[Short task] Reproduce every line of the material below, but drop the pictures.

[Data provided]
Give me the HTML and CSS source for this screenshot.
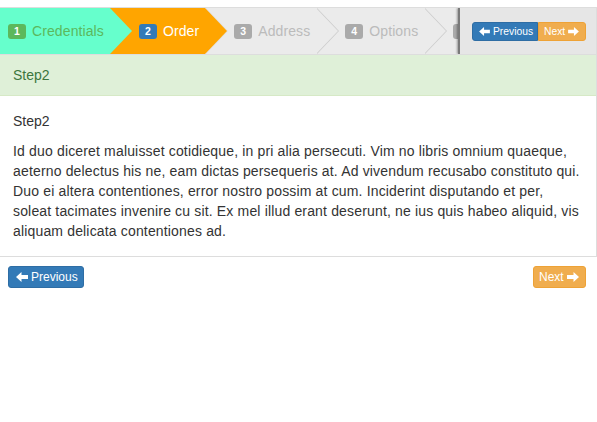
FILE: index.html
```html
<!DOCTYPE html>
<html>
<head>
<meta charset="utf-8">
<link rel="stylesheet" href="styles.css">
</head>
<body>
<div class="wizard">
  <div class="nav">
    <ul class="steps">
      <li class="step step-done first"><span class="badge">1</span><span class="label">Credentials</span></li>
      <li class="step step-active"><span class="badge">2</span><span class="label">Order</span></li>
      <li class="step step-todo"><span class="badge">3</span><span class="label">Address</span></li>
      <li class="step step-todo"><span class="badge">4</span><span class="label">Options</span></li>
      <li class="step step-todo"><span class="badge badge-cut"></span></li>
    </ul>
    <div class="toolbar">
      <div class="btn-group">
        <button class="btn btn-primary btn-tiny"><svg class="ico" viewBox="0 0 12 10"><path d="M0 5 L5.5 0 V3 H12 V7 H5.5 V10 Z"/></svg>Previous</button><button class="btn btn-warning btn-tiny">Next<svg class="ico ico-r" viewBox="0 0 12 10"><path d="M12 5 L6.5 0 V3 H0 V7 H6.5 V10 Z"/></svg></button>
      </div>
    </div>
  </div>
  <div class="panel-heading">Step2</div>
  <div class="panel-body">
    <div class="title">Step2</div>
    <p class="text">Id duo diceret maluisset cotidieque, in pri alia persecuti. Vim no libris omnium quaeque, aeterno delectus his ne, eam dictas persequeris at. Ad vivendum recusabo constituto qui. Duo ei altera contentiones, error nostro possim at cum. Inciderint disputando et per, soleat tacimates invenire cu sit. Ex mel illud erant deserunt, ne ius quis habeo aliquid, vis aliquam delicata contentiones ad.</p>
  </div>
</div>
<div class="actions">
  <button class="btn btn-primary btn-xs"><svg class="ico" viewBox="0 0 12 10"><path d="M0 5 L5.5 0 V3 H12 V7 H5.5 V10 Z"/></svg>Previous</button>
  <button class="btn btn-warning btn-xs">Next<svg class="ico ico-r" viewBox="0 0 12 10"><path d="M12 5 L6.5 0 V3 H0 V7 H6.5 V10 Z"/></svg></button>
</div>
</body>
</html>
```

FILE: styles.css
```css
* { box-sizing: border-box; }
html, body { margin: 0; padding: 0; background: #fff; }
body {
  font-family: "Liberation Sans", Arial, sans-serif;
  font-size: 14px;
  line-height: 20px;
  color: #333;
}
.wizard {
  margin-top: 7px;
  border: 1px solid #ddd;
  border-left-width: 0;
}
.nav {
  display: flex;
  height: 47px;
  border-bottom: 1px solid #ddd;
  overflow: hidden;
}
.steps {
  list-style: none;
  margin: 0;
  padding: 0;
  display: flex;
  flex: 1;
  min-width: 0;
  overflow: hidden;
  height: 46px;
}
.step {
  position: relative;
  display: flex;
  align-items: center;
  flex: none;
  height: 46px;
  padding: 0 6px 0 29px;
  font-size: 14px;
}
.step.first { padding-left: 8px; }
.label { letter-spacing: 0.1px; }
.step::before,
.step::after {
  content: "";
  position: absolute;
  top: 0;
  width: 0;
  height: 0;
  border-top: 23px solid transparent;
  border-bottom: 23px solid transparent;
  z-index: 2;
}
.step::before { left: calc(100% + 1px); border-left: 22px solid #ccc; }
.step::after { left: 100%; border-left: 22px solid #ebebeb; z-index: 3; }
.badge {
  display: inline-block;
  width: 18px;
  height: 15px;
  line-height: 15px;
  text-align: center;
  font-size: 10.5px;
  font-weight: bold;
  color: #fff;
  border-radius: 3px;
  margin-right: 6px;
}
.badge-cut { margin-right: 40px; }
.step-done { background: #66ffcc; color: #5cb85c; }
.step-done .badge { background: #5cb85c; }
.step-done::after { border-left-color: #66ffcc; }
.step-done::before { border-left-color: transparent; }
.step-active { background: #ffa500; color: #fff; }
.step-active .badge { background: #337ab7; }
.step-active::after { border-left-color: #ffa500; }
.step-active::before { border-left-color: #e0e0e0; }
.step-todo { background: #ebebeb; color: #bbb; }
.step-todo .badge { background: #aaa; }
.toolbar {
  flex: none;
  width: 138px;
  height: 46px;
  background: #e6e6e6;
  border-left: 2px solid #7a7a7a;
  box-shadow: -1px 0 2px rgba(0,0,0,0.35);
  position: relative;
  z-index: 5;
  display: flex;
  align-items: center;
  padding: 0 0 0 12px;
}
.btn-group { display: flex; }
.btn {
  font-family: "Liberation Sans", Arial, sans-serif;
  color: #fff;
  border: 1px solid transparent;
  display: inline-flex;
  align-items: center;
  cursor: pointer;
  margin: 0;
}
.btn-primary { background: #337ab7; border-color: #2e6da4; }
.btn-warning { background: #f0ad4e; border-color: #eea236; }
.ico { width: 12px; height: 10px; fill: #fff; margin-right: 3px; flex: none; }
.ico-r { margin-right: 0; margin-left: 3px; }
.btn-tiny {
  height: 19px;
  font-size: 10.3px;
  line-height: 17px;
  padding: 0 6px;
}
.btn-tiny .ico { width: 11px; height: 9px; }
.btn-group .btn-primary { width: 66px; border-radius: 3px 0 0 3px; padding-left: 6px; }
.btn-group .btn-warning { width: 48px; border-radius: 0 3px 3px 0; padding-left: 5px; }
.panel-heading {
  background: #dff0d8;
  color: #3c763d;
  border-bottom: 1px solid #d6e9c6;
  padding: 10px 13px;
  height: 41px;
}
.panel-body {
  padding: 15px 14px 15px 13px;
}
.title { line-height: 20px; }
.text { margin: 10px 0 0; letter-spacing: 0.16px; }
.actions {
  display: flex;
  justify-content: space-between;
  padding: 9px 11px 0 8px;
}
.btn-xs {
  height: 22px;
  font-size: 12px;
  line-height: 18px;
  padding: 1px 5px;
  border-radius: 3px;
}
.actions .btn-primary { width: 76px; padding-left: 7px; }
.actions .btn-warning { width: 53px; padding-left: 5px; }
```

[Final result]
Give me the HTML and CSS source for this screenshot.
FILE: index.html
```html
<!DOCTYPE html>
<html>
<head>
<meta charset="utf-8">
<link rel="stylesheet" href="styles.css">
</head>
<body>
<div class="wizard">
  <div class="nav">
    <ul class="steps">
      <li class="step step-done first"><span class="badge">1</span><span class="label">Credentials</span></li>
      <li class="step step-active"><span class="badge">2</span><span class="label">Order</span></li>
      <li class="step step-todo"><span class="badge">3</span><span class="label">Address</span></li>
      <li class="step step-todo"><span class="badge">4</span><span class="label">Options</span></li>
      <li class="step step-todo"><span class="badge badge-cut"></span></li>
    </ul>
    <div class="toolbar">
      <div class="btn-group">
        <button class="btn btn-primary btn-tiny"><svg class="ico" viewBox="0 0 12 10"><path d="M0 5 L5.5 0 V3 H12 V7 H5.5 V10 Z"/></svg>Previous</button><button class="btn btn-warning btn-tiny">Next<svg class="ico ico-r" viewBox="0 0 12 10"><path d="M12 5 L6.5 0 V3 H0 V7 H6.5 V10 Z"/></svg></button>
      </div>
    </div>
  </div>
  <div class="panel-heading">Step2</div>
  <div class="panel-body">
    <div class="title">Step2</div>
    <p class="text">Id duo diceret maluisset cotidieque, in pri alia persecuti. Vim no libris omnium quaeque, aeterno delectus his ne, eam dictas persequeris at. Ad vivendum recusabo constituto qui. Duo ei altera contentiones, error nostro possim at cum. Inciderint disputando et per, soleat tacimates invenire cu sit. Ex mel illud erant deserunt, ne ius quis habeo aliquid, vis aliquam delicata contentiones ad.</p>
  </div>
</div>
<div class="actions">
  <button class="btn btn-primary btn-xs"><svg class="ico" viewBox="0 0 12 10"><path d="M0 5 L5.5 0 V3 H12 V7 H5.5 V10 Z"/></svg>Previous</button>
  <button class="btn btn-warning btn-xs">Next<svg class="ico ico-r" viewBox="0 0 12 10"><path d="M12 5 L6.5 0 V3 H0 V7 H6.5 V10 Z"/></svg></button>
</div>
</body>
</html>
```

FILE: styles.css
```css
* { box-sizing: border-box; }
html, body { margin: 0; padding: 0; background: #fff; }
body {
  font-family: "Liberation Sans", Arial, sans-serif;
  font-size: 14px;
  line-height: 20px;
  color: #333;
}
.wizard {
  margin-top: 7px;
  border: 1px solid #ddd;
  border-left-width: 0;
}
.nav {
  display: flex;
  height: 47px;
  border-bottom: 1px solid #ddd;
  overflow: hidden;
}
.steps {
  list-style: none;
  margin: 0;
  padding: 0;
  display: flex;
  flex: 1;
  min-width: 0;
  overflow: hidden;
  height: 46px;
}
.step {
  position: relative;
  display: flex;
  align-items: center;
  flex: none;
  height: 46px;
  padding: 0 6px 0 29px;
  font-size: 14px;
}
.step.first { padding-left: 8px; }
.label { letter-spacing: 0.1px; }
.step::before,
.step::after {
  content: "";
  position: absolute;
  top: 0;
  width: 0;
  height: 0;
  border-top: 23px solid transparent;
  border-bottom: 23px solid transparent;
  z-index: 2;
}
.step::before { left: calc(100% + 1px); border-left: 22px solid #ccc; }
.step::after { left: 100%; border-left: 22px solid #ebebeb; z-index: 3; }
.badge {
  display: inline-block;
  width: 18px;
  height: 15px;
  line-height: 15px;
  text-align: center;
  font-size: 10.5px;
  font-weight: bold;
  color: #fff;
  border-radius: 3px;
  margin-right: 6px;
}
.badge-cut { margin-right: 40px; }
.step-done { background: #66ffcc; color: #5cb85c; }
.step-done .badge { background: #5cb85c; }
.step-done::after { border-left-color: #66ffcc; }
.step-done::before { border-left-color: transparent; }
.step-active { background: #ffa500; color: #fff; }
.step-active .badge { background: #337ab7; }
.step-active::after { border-left-color: #ffa500; }
.step-active::before { border-left-color: #e0e0e0; }
.step-todo { background: #ebebeb; color: #bbb; }
.step-todo .badge { background: #aaa; }
.toolbar {
  flex: none;
  width: 138px;
  height: 46px;
  background: #e6e6e6;
  border-left: 2px solid #7a7a7a;
  box-shadow: -1px 0 2px rgba(0,0,0,0.35);
  position: relative;
  z-index: 5;
  display: flex;
  align-items: center;
  padding: 0 0 0 12px;
}
.btn-group { display: flex; }
.btn {
  font-family: "Liberation Sans", Arial, sans-serif;
  color: #fff;
  border: 1px solid transparent;
  display: inline-flex;
  align-items: center;
  cursor: pointer;
  margin: 0;
}
.btn-primary { background: #337ab7; border-color: #2e6da4; }
.btn-warning { background: #f0ad4e; border-color: #eea236; }
.ico { width: 12px; height: 10px; fill: #fff; margin-right: 3px; flex: none; }
.ico-r { margin-right: 0; margin-left: 3px; }
.btn-tiny {
  height: 19px;
  font-size: 10.3px;
  line-height: 17px;
  padding: 0 6px;
}
.btn-tiny .ico { width: 11px; height: 9px; }
.btn-group .btn-primary { width: 66px; border-radius: 3px 0 0 3px; padding-left: 6px; }
.btn-group .btn-warning { width: 48px; border-radius: 0 3px 3px 0; padding-left: 5px; }
.panel-heading {
  background: #dff0d8;
  color: #3c763d;
  border-bottom: 1px solid #d6e9c6;
  padding: 10px 13px;
  height: 41px;
}
.panel-body {
  padding: 15px 14px 15px 13px;
}
.title { line-height: 20px; }
.text { margin: 10px 0 0; letter-spacing: 0.16px; }
.actions {
  display: flex;
  justify-content: space-between;
  padding: 9px 11px 0 8px;
}
.btn-xs {
  height: 22px;
  font-size: 12px;
  line-height: 18px;
  padding: 1px 5px;
  border-radius: 3px;
}
.actions .btn-primary { width: 76px; padding-left: 7px; }
.actions .btn-warning { width: 53px; padding-left: 5px; }
```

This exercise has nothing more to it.